Art in Architecture? Architecture in Art?
Writer: Ram Jung
I have an architectural background before getting into the boundary of art. Among a vast number of developments in architecture, I was particularly fascinated by Deconstructivism. When I began my study in photography, I often questioned myself, 'how can I connect where I have been and where I am now?' I still struggle getting the answer or finding my own way to communicate with the current art world.
I had a chance to visit Sarah Oppenheimer’s exhibition, D-33, in New York 2012.
Oppenheimer is a New York-based artist known for her spectacular architectural interventions manipulated by beautiful and delicate installation of architectural device. The installation makes the uncanny feeling of space created by the artist and provides unexpected surprises to visitors.
Her artistic style has a deep connection with Modernism and Deconstructivism in architecture. Le Corbusier's innovative approach to architecture opened the door to the new world of seeking new technology and functions of space. One of his inventions is the freedom to have open space of windows and doors.
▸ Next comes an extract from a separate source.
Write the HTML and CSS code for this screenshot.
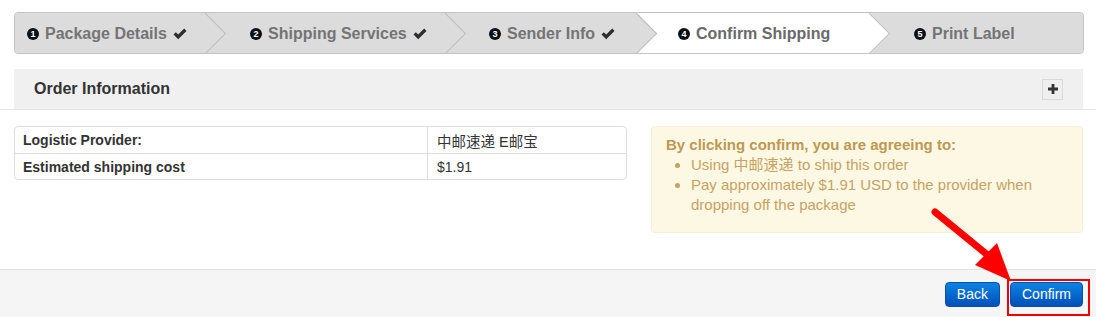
FILE: index.html
```html
<!DOCTYPE html>
<html>
<head>
<meta charset="utf-8">
<link rel="stylesheet" href="styles.css">
</head>
<body>
<div class="page">
  <div class="wizard">
    <div class="step s1"><span class="num">1</span><span class="label">Package Details</span><svg class="check" viewBox="0 0 14 12"><path d="M0.5 6.5 L2.8 4.2 L5.2 6.6 L11.2 0.6 L13.5 2.9 L5.2 11.2 Z"/></svg></div>
    <div class="step s2"><span class="num">2</span><span class="label">Shipping Services</span><svg class="check" viewBox="0 0 14 12"><path d="M0.5 6.5 L2.8 4.2 L5.2 6.6 L11.2 0.6 L13.5 2.9 L5.2 11.2 Z"/></svg></div>
    <div class="step s3"><span class="num">3</span><span class="label">Sender Info</span><svg class="check" viewBox="0 0 14 12"><path d="M0.5 6.5 L2.8 4.2 L5.2 6.6 L11.2 0.6 L13.5 2.9 L5.2 11.2 Z"/></svg></div>
    <div class="step s4 active"><span class="num">4</span><span class="label">Confirm Shipping</span></div>
    <div class="step s5 last"><span class="num">5</span><span class="label">Print Label</span></div>
  </div>

  <div class="section-head">
    <div class="head-box">
      <h2 class="head-title">Order Information</h2>
      <span class="plus"><svg viewBox="0 0 10 10"><path d="M3.6 0 H6.4 V3.6 H10 V6.4 H6.4 V10 H3.6 V6.4 H0 V3.6 H3.6 Z"/></svg></span>
    </div>
  </div>

  <div class="content">
    <table class="info">
      <tr><th>Logistic Provider:</th><td class="cjk">中邮速递 E邮宝</td></tr>
      <tr><th>Estimated shipping cost</th><td>$1.91</td></tr>
    </table>
    <div class="alert">
      <div class="alert-title">By clicking confirm, you are agreeing to:</div>
      <ul class="alert-list">
        <li>Using <span class="cjk">中邮速递</span> to ship this order</li>
        <li>Pay approximately $1.91 USD to the provider when dropping off the package</li>
      </ul>
    </div>
  </div>

  <div class="footer">
    <button class="btn">Back</button>
    <button class="btn">Confirm</button>
  </div>

  <svg class="annot-arrow" width="1096" height="317" viewBox="0 0 1096 317">
    <line x1="935" y1="212" x2="990" y2="257" stroke="#ff0000" stroke-width="7" stroke-linecap="round"/>
    <polygon points="1011,281 975,265 997,243" fill="#ff0000"/>
  </svg>
  <div class="annot-box"></div>
</div>
</body>
</html>
```

FILE: styles.css
```css
* { box-sizing: border-box; }
html, body { margin: 0; padding: 0; background: #fff; }
body {
  font-family: "Liberation Sans", Arial, "Noto Sans CJK SC", sans-serif;
  font-size: 14px;
  color: #333;
  width: 1096px;
  height: 317px;
  overflow: hidden;
}
.page { position: relative; width: 1096px; height: 317px; padding-top: 12px; }

.wizard {
  margin: 0 12px 0 14px;
  height: 42px;
  border: 1px solid #c4c4c4;
  border-radius: 4px;
  background: #dcdcdc;
  display: flex;
  overflow: hidden;
}
.step {
  position: relative;
  height: 40px;
  display: flex;
  align-items: center;
  padding-left: 44px;
  padding-top: 2px;
  background: #dcdcdc;
  font-size: 16px;
  font-weight: bold;
  color: #747474;
  flex: none;
}
.step::after {
  content: "";
  position: absolute;
  z-index: 2;
  top: 5.86px;
  right: -14.14px;
  width: 28.28px;
  height: 28.28px;
  background: inherit;
  border-top: 1px solid #bdbdbd;
  border-right: 1px solid #bdbdbd;
  transform: rotate(45deg);
}
.step.last::after { display: none; }
.s1 { width: 191px; padding-left: 12px; }
.s2 { width: 240px; }
.s3 { width: 191px; padding-left: 43px; }
.s4 { width: 233px; padding-left: 41px; }
.s5 { flex: 1; }
.step.active { background: #fff; color: #6a6a6a; }

.num {
  width: 12px;
  height: 12px;
  border-radius: 50%;
  background: #0c1118;
  color: #fff;
  font-size: 9px;
  font-weight: bold;
  line-height: 12px;
  text-align: center;
  margin-right: 6px;
  flex: none;
}
.label { position: relative; z-index: 3; }
.check { width: 14px; height: 12px; margin-left: 6px; fill: #2e2e2e; position: relative; z-index: 3; }

.section-head {
  margin-top: 15px;
  padding: 0 13px 0 14px;
  border-bottom: 1px solid #e6e6e6;
}
.head-box {
  height: 40px;
  background: #f0f0f0;
  display: flex;
  align-items: center;
  justify-content: space-between;
  padding: 0 20px 0 20px;
}
.head-title {
  margin: 0;
  font-size: 16px;
  font-weight: bold;
  color: #333;
}
.plus {
  width: 21px;
  height: 21px;
  border: 1px solid #dadada;
  background: #efefef;
  display: flex;
  align-items: center;
  justify-content: center;
}
.plus svg { width: 10px; height: 10px; fill: #333; }

.content {
  display: grid;
  grid-template-columns: 613px 432px;
  column-gap: 24px;
  padding: 16px 13px 0 14px;
  height: 159px;
  align-items: start;
}
.info {
  width: 613px;
  border-collapse: separate;
  border-spacing: 0;
  border: 1px solid #dddddd;
  border-radius: 4px;
}
.info th, .info td {
  height: 26px;
  padding: 0 8px;
  text-align: left;
  vertical-align: middle;
  font-size: 14px;
  color: #333;
}
.info th { width: 413px; font-weight: bold; border-right: 1px solid #dddddd; }
.info td { padding-left: 9px; }
.info td.cjk { font-size: 14.5px; }
.info tr + tr th, .info tr + tr td { border-top: 1px solid #dddddd; }
.cjk { font-family: "Liberation Sans", "Noto Sans CJK SC", sans-serif; }

.alert {
  background: #fcf8e3;
  border: 1px solid #fbeed5;
  border-radius: 4px;
  padding: 8px 14px 17px 14px;
  color: #c09853;
  line-height: 20px;
  font-size: 15px;
}
.alert-title { font-weight: bold; }
.alert-list { margin: 0; padding-left: 25px; color: #c8a262; }

.footer {
  height: 48px;
  border-top: 1px solid #e2e2e2;
  background: #f5f5f5;
  display: flex;
  justify-content: flex-end;
  align-items: flex-start;
  gap: 10px;
  padding: 12px 13px 0 0;
}
.btn {
  height: 25px;
  padding: 0 11px;
  border: 1px solid #0a4fa8;
  border-radius: 4px;
  background: linear-gradient(to bottom, #0c83e4, #0050b8);
  color: #fff;
  font-family: "Liberation Sans", Arial, sans-serif;
  font-size: 14px;
  line-height: 23px;
}

.annot-arrow { position: absolute; left: 0; top: 0; pointer-events: none; }
.annot-box {
  position: absolute;
  left: 1007px;
  top: 279px;
  width: 83px;
  height: 37px;
  border: 2px solid #f00000;
}
```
In the time of Deconstructionism, a great number of architects studied and applied philosophy to their designing process in order to be closer to their ideal forms of architecture. They freed themselves from the traditional designs of architecture, from Modernism and Post- Modernism. As a result, they opened the door to new world with tremendous figures and structures in terms of positions of architectural factors and even breaking the basic function of factors.
At D-33, I was greatly amazed by the artist's delicate organization of the open space, having the perfect balance between architectural ruptures through the entire space and between the viewers and artworks.
Oppenheimer has rearranged the walls of P.P.O.W. forming a symmetrical configuration of six spaces and connecting them with a pair of slanting, four-way openings that function as doorways and sometimes more like windows. Additionally, Oppenheimer’s installation connects the six rooms of the gallery, playing with the visual and physical distance experienced by the viewer. One of the six openings is blocked by sheets of mirrored glass that indicate its inaccessibility. Such discrepancies complicate our perceptions without noticeable variations.
The definition of breaking boundaries in art world is quite not comprehensible. However, Oppenheimer’s work indeed presented the aspect of art with broken boundaries. Architecture is art itself, but perhaps, she stepped out from the shell of architecture to another boundary, which is installation art or sculpture.